À Calais, l'association Utopia 56 conduit des personnes en situation d'exil à l'arrêt de bus du CAES (Centres d'accueil et d'examen de la situation), où ils pourront embarquer direction des centres d'hébergement provisoire, pendant 11 jours maximum. Là-bas, ils pourront prendre du repos et entamer s'ils le souhaitent des démarches administratives comme les demandes d'asile.
Dans une zone industrielle de Calais, des femmes, hommes et enfants attendent le bus du CAES (Centres d'accueil et d'examen de la situation). Selon France Terre d'Asile, les CAES offrent un "premier toit aux personnes arrivants en France d'où ils lanceront leurs démarches administratives", comme les demandes d'asile. Dans le froid et face au vent, ils attendent depuis plus de 5 heures sans nouvelle du bus. L'association Utopia 56 propose aux femmes et aux enfants de s'abriter du vent dans un local en centre-ville, le temps que le bus arrive.
Photographie d'identité retrouvée dans l'herbe, au milieu de la jungle de Unicorn, à Calais
De Douvre à Calais, le ferry traverse cette immense étendue d'eau, cette mer devenue cimetière. D'abord, les côtes anglaises puis la plage de tous les départs. Le 10 décembre, le corps d'une personne a été retrouvé en mer par des pêcheurs au large de Calais.
À Calais, le Pidou est un supermarché spécialisé pour les camionneurs, dans la vente en gros et avec des réductions de taxes notamment sur les alcools. Tous les soirs sur le parking, des exilés tentent de se cacher sous les camions, afin de traverser la frontière franco-britannique. C'est pourquoi les forces de l'ordre sont sans cesse sur place pour surveiller les camions, n'hésitant pas à effrayer les exilés en rigolant et usant de la violence.
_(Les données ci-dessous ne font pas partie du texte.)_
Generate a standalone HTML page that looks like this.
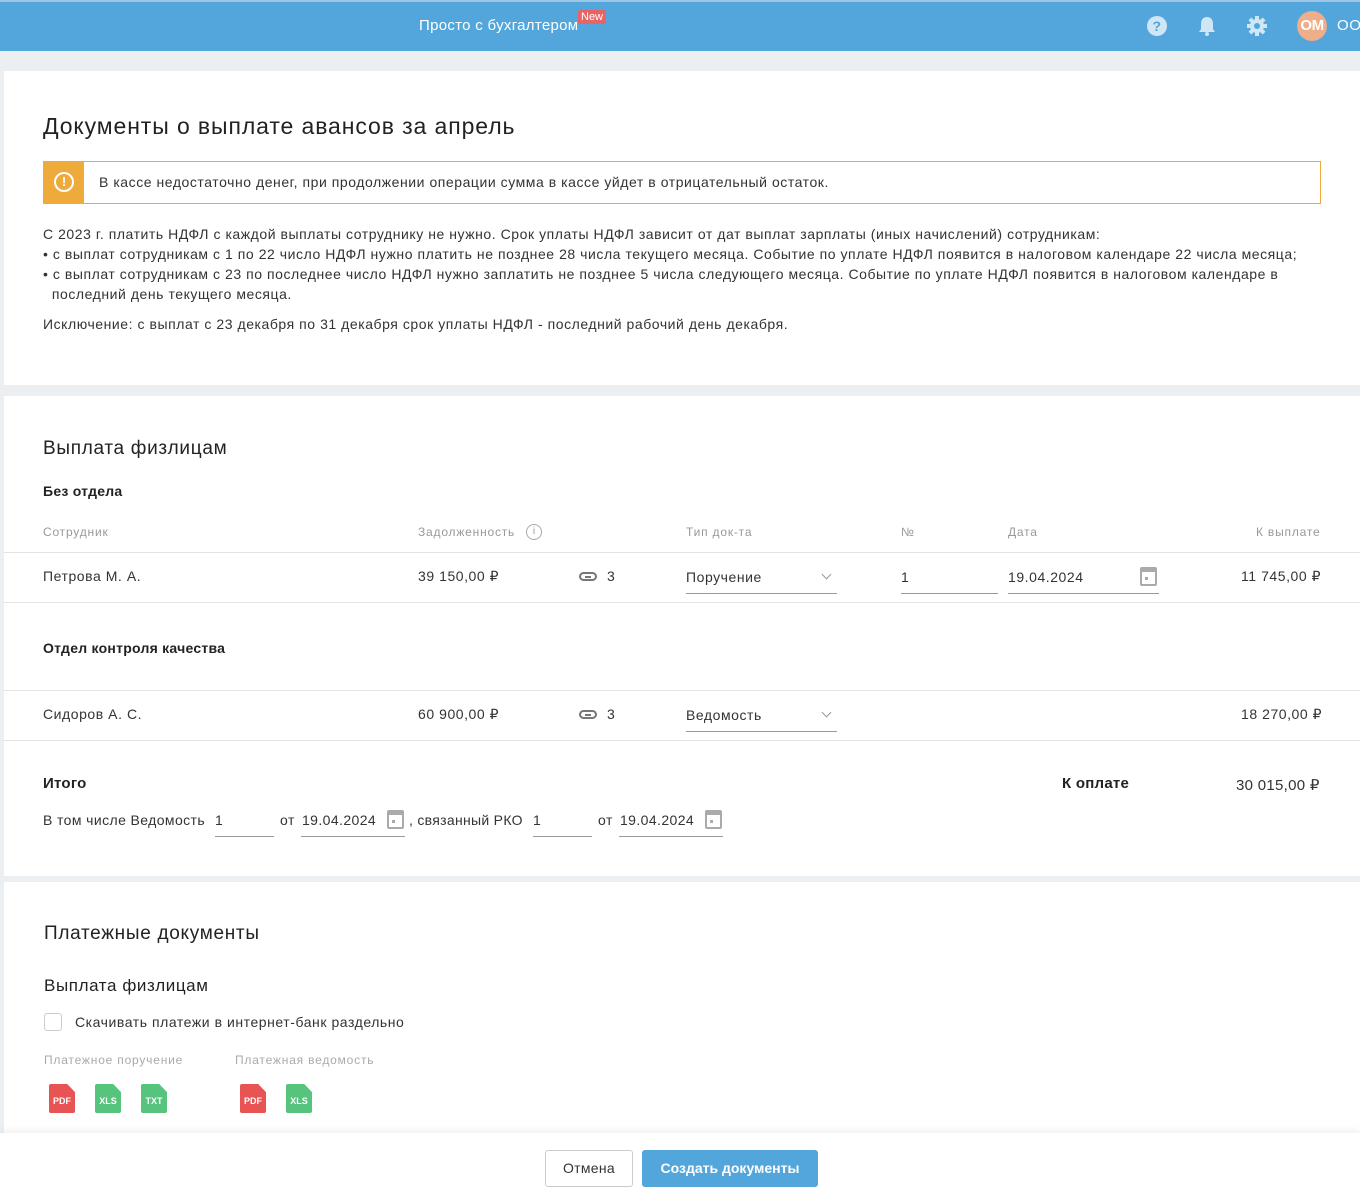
<!DOCTYPE html>
<html><head><meta charset="utf-8"><style>
*{box-sizing:border-box;margin:0;padding:0}
body{width:1360px;height:1195px;overflow:hidden;background:#ebeff2;font-family:"Liberation Sans",sans-serif;color:#333;font-size:14px;letter-spacing:0.55px;position:relative}
.a{position:absolute;white-space:nowrap}
.top{position:absolute;left:0;top:0;width:1360px;height:51px;background:#53a6dc;border-top:2px solid #9ec7e6}
.panel{position:absolute;left:4px;width:1356px;background:#fff}
.h1{font-size:23px;color:#222;letter-spacing:0.9px}
.h2{font-size:19px;color:#222;letter-spacing:0.7px}
.b{font-weight:bold;color:#222;letter-spacing:0.25px}
.lbl{font-size:12px;color:#999;letter-spacing:0.8px}
.line{position:absolute;height:1px;background:#e4e4e4}
.ul{position:absolute;height:1px;background:#999}
.cal{position:absolute;width:17px;height:19px;border-radius:2px;background:#aaa}
.cal::before{content:"";position:absolute;left:2px;top:5px;width:13px;height:12px;background:#fff}
.cal::after{content:"";position:absolute;left:5px;top:10px;width:3px;height:3px;background:#aaa}
.chev{position:absolute;width:7px;height:7px;border-right:1.5px solid #999;border-bottom:1.5px solid #999;transform:rotate(45deg)}
.file{position:absolute;width:26px;height:29px;border-radius:2px;color:#fff;font-size:9px;font-weight:bold;text-align:center;line-height:35px;letter-spacing:0;clip-path:polygon(0 0,70% 0,100% 28%,100% 100%,0 100%)}
.red{background:#e85353}.grn{background:#56c47c}
.link{position:absolute;width:18px;height:9px;border:2px solid #777;border-radius:5px}
.link::after{content:"";position:absolute;left:4px;top:1.5px;width:6px;height:2px;background:#777}
</style></head><body>
<div class="top">
 <div class="a" style="left:419px;top:15px;color:#fff;font-size:15px;letter-spacing:0.3px">Просто с бухгалтером</div>
 <div class="a" style="left:578px;top:8px;background:#e86464;color:#fff;font-size:11px;padding:1px 3px;border-radius:2px;letter-spacing:0">New</div>
 <svg class="a" style="left:1146px;top:13px" width="22" height="22"><circle cx="11" cy="11" r="10" fill="#cfe6f6"/><text x="11" y="16" font-size="14" font-weight="bold" text-anchor="middle" fill="#53a6dc" font-family="Liberation Sans">?</text></svg>
 <svg class="a" style="left:1197px;top:13px" width="20" height="22"><path d="M10 2c-4 0-6 3-6 7v5l-2 3h16l-2-3V9c0-4-2-7-6-7z" fill="#cfe6f6"/><circle cx="10" cy="19" r="2" fill="#cfe6f6"/></svg>
 <svg class="a" style="left:1246px;top:13px" width="22" height="22"><g fill="#cfe6f6"><circle cx="11" cy="11" r="7"/><rect x="9" y="1" width="4" height="20"/><rect x="1" y="9" width="20" height="4"/><rect x="9" y="1" width="4" height="20" transform="rotate(45 11 11)"/><rect x="9" y="1" width="4" height="20" transform="rotate(-45 11 11)"/></g><circle cx="11" cy="11" r="3" fill="#53a6dc"/></svg>
 <div class="a" style="left:1297px;top:9px;width:30px;height:30px;border-radius:50%;background:#efae8a;color:#fff;font-weight:bold;font-size:15px;text-align:center;line-height:30px;letter-spacing:-0.5px">ОМ</div>
 <div class="a" style="left:1337px;top:15px;color:#fff;font-size:15px">ООО</div>
</div>

<div class="panel" style="top:71px;height:314px">
 <div class="a h1" style="left:39px;top:42px">Документы о выплате авансов за апрель</div>
 <div class="a" style="left:39px;top:90px;width:1278px;height:43px;border:1px solid #eeaa3a"></div>
 <div class="a" style="left:39px;top:90px;width:41px;height:43px;background:#eeaa3a"></div>
 <div class="a" style="left:50px;top:101px;width:20px;height:20px;border:2px solid #fff;border-radius:50%;color:#fff;font-weight:bold;text-align:center;line-height:16px;font-size:13px;letter-spacing:0">!</div>
 <div class="a" style="left:95px;top:103px">В кассе недостаточно денег, при продолжении операции сумма в кассе уйдет в отрицательный остаток.</div>
 <div class="a" style="left:39px;top:153px;line-height:20px">С 2023 г. платить НДФЛ с каждой выплаты сотруднику не нужно. Срок уплаты НДФЛ зависит от дат выплат зарплаты (иных начислений) сотрудникам:<br>• с выплат сотрудникам с 1 по 22 число НДФЛ нужно платить не позднее 28 числа текущего месяца. Событие по уплате НДФЛ появится в налоговом календаре 22 числа месяца;<br>• с выплат сотрудникам с 23 по последнее число НДФЛ нужно заплатить не позднее 5 числа следующего месяца. Событие по уплате НДФЛ появится в налоговом календаре в<br>&nbsp;&nbsp;последний день текущего месяца.</div>
 <div class="a" style="left:39px;top:245px">Исключение: с выплат с 23 декабря по 31 декабря срок уплаты НДФЛ - последний рабочий день декабря.</div>
</div>

<div class="panel" style="top:396px;height:480px">
 <div class="a h2" style="left:39px;top:42px">Выплата физлицам</div>
 <div class="a b" style="left:39px;top:87px">Без отдела</div>
 <div class="a lbl" style="left:39px;top:129px">Сотрудник</div>
 <div class="a lbl" style="left:414px;top:129px">Задолженность</div>
 <div class="a" style="left:522px;top:128px;width:16px;height:16px;border:1px solid #aaa;border-radius:50%;font-size:10px;color:#999;text-align:center;line-height:14px;letter-spacing:0">i</div>
 <div class="a lbl" style="left:682px;top:129px">Тип док-та</div>
 <div class="a lbl" style="left:897px;top:129px">№</div>
 <div class="a lbl" style="left:1004px;top:129px">Дата</div>
 <div class="a lbl" style="left:1252px;top:129px">К выплате</div>
 <div class="line" style="left:0;top:156px;width:1356px"></div>
 <div class="a" style="left:39px;top:172px">Петрова М. А.</div>
 <div class="a" style="left:414px;top:172px">39 150,00 ₽</div>
 <div class="link" style="left:575px;top:176px"></div>
 <div class="a" style="left:603px;top:172px">3</div>
 <div class="a" style="left:682px;top:173px">Поручение</div>
 <div class="chev" style="left:819px;top:175px"></div>
 <div class="ul" style="left:682px;top:197px;width:151px"></div>
 <div class="a" style="left:897px;top:173px">1</div>
 <div class="ul" style="left:897px;top:197px;width:97px"></div>
 <div class="a" style="left:1004px;top:173px">19.04.2024</div>
 <div class="cal" style="left:1136px;top:171px"></div>
 <div class="ul" style="left:1004px;top:197px;width:151px"></div>
 <div class="a" style="left:1237px;top:172px">11 745,00 ₽</div>
 <div class="line" style="left:0;top:206px;width:1356px"></div>
 <div class="a b" style="left:39px;top:244px">Отдел контроля качества</div>
 <div class="line" style="left:0;top:294px;width:1356px"></div>
 <div class="a" style="left:39px;top:310px">Сидоров А. С.</div>
 <div class="a" style="left:414px;top:310px">60 900,00 ₽</div>
 <div class="link" style="left:575px;top:314px"></div>
 <div class="a" style="left:603px;top:310px">3</div>
 <div class="a" style="left:682px;top:311px">Ведомость</div>
 <div class="chev" style="left:819px;top:313px"></div>
 <div class="ul" style="left:682px;top:335px;width:151px"></div>
 <div class="a" style="left:1237px;top:310px">18 270,00 ₽</div>
 <div class="line" style="left:0;top:344px;width:1356px"></div>
 <div class="a b" style="left:39px;top:379px;font-size:15px">Итого</div>
 <div class="a b" style="left:1058px;top:379px;font-size:15px">К оплате</div>
 <div class="a" style="left:1232px;top:380px;font-size:15px;letter-spacing:0.3px">30 015,00 ₽</div>
 <div class="a" style="left:39px;top:416px;letter-spacing:0.4px">В том числе Ведомость</div>
 <div class="a" style="left:211px;top:416px">1</div>
 <div class="ul" style="left:211px;top:440px;width:59px"></div>
 <div class="a" style="left:276px;top:416px">от</div>
 <div class="a" style="left:298px;top:416px;letter-spacing:0.4px">19.04.2024</div>
 <div class="cal" style="left:383px;top:414px"></div>
 <div class="ul" style="left:297px;top:440px;width:104px"></div>
 <div class="a" style="left:405px;top:416px;letter-spacing:0.3px">, связанный РКО</div>
 <div class="a" style="left:529px;top:416px">1</div>
 <div class="ul" style="left:529px;top:440px;width:59px"></div>
 <div class="a" style="left:594px;top:416px">от</div>
 <div class="a" style="left:616px;top:416px;letter-spacing:0.4px">19.04.2024</div>
 <div class="cal" style="left:701px;top:414px"></div>
 <div class="ul" style="left:615px;top:440px;width:104px"></div>
</div>

<div class="panel" style="top:882px;height:313px">
 <div class="a h2" style="left:40px;top:41px">Платежные документы</div>
 <div class="a" style="left:40px;top:94px;font-size:17px;color:#222;letter-spacing:0.6px">Выплата физлицам</div>
 <div class="a" style="left:40px;top:131px;width:18px;height:18px;border:1px solid #ccc;border-radius:3px"></div>
 <div class="a" style="left:71px;top:132px">Скачивать платежи в интернет-банк раздельно</div>
 <div class="a lbl" style="left:40px;top:171px;color:#aaa">Платежное поручение</div>
 <div class="a lbl" style="left:231px;top:171px;color:#aaa">Платежная ведомость</div>
 <div class="file red" style="left:45px;top:202px">PDF</div>
 <div class="file grn" style="left:91px;top:202px">XLS</div>
 <div class="file grn" style="left:137px;top:202px">TXT</div>
 <div class="file red" style="left:236px;top:202px">PDF</div>
 <div class="file grn" style="left:282px;top:202px">XLS</div>
</div>
<div class="a" style="left:0;top:1133px;width:1360px;height:62px;background:#fff;box-shadow:0 -3px 6px rgba(0,0,0,0.06)">
 <div class="a" style="left:545px;top:17px;width:88px;height:37px;border:1px solid #ccc;border-radius:3px;text-align:center;line-height:35px;color:#333;letter-spacing:0.3px">Отмена</div>
 <div class="a" style="left:642px;top:17px;width:176px;height:37px;background:#53a6dc;border-radius:3px;text-align:center;line-height:37px;color:#fff;font-weight:bold;letter-spacing:0">Создать документы</div>
</div>
</body></html>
Nouvel an à Calais : la musique résonne dans la cour du Secours Catholique de la ville. La journée est à la fête pour les exilés et les membres de associations.
Le 31 décembre, au Secours Catholique de Calais, exilés et bénévoles ont partagé la piste de danse pendant le concert de Dallo, un rappeur soudanais qui raconte dans ses chansons le trajet du Soudan jusqu'à la frontière franco-britannique.
Dans la jungle de Stadium à Calais, des exilés érythréens célébraient le Genna, noël du calendrier julien. Aussi appelé Leddet en Ethiopie et Erythrée, le 7 janvier marque la naissance du Christ dans la religion orthodoxe. Un moment de fête autour du feu de camp, où l’on partage un repas chaud, près d’un rond-point de la ville.
La plage de Calais, le soir du nouvel an 2021. Des lumières en guise d'espoir et de commémorations, pour toutes les traversées et les naufrages à la frontière franco-britannique.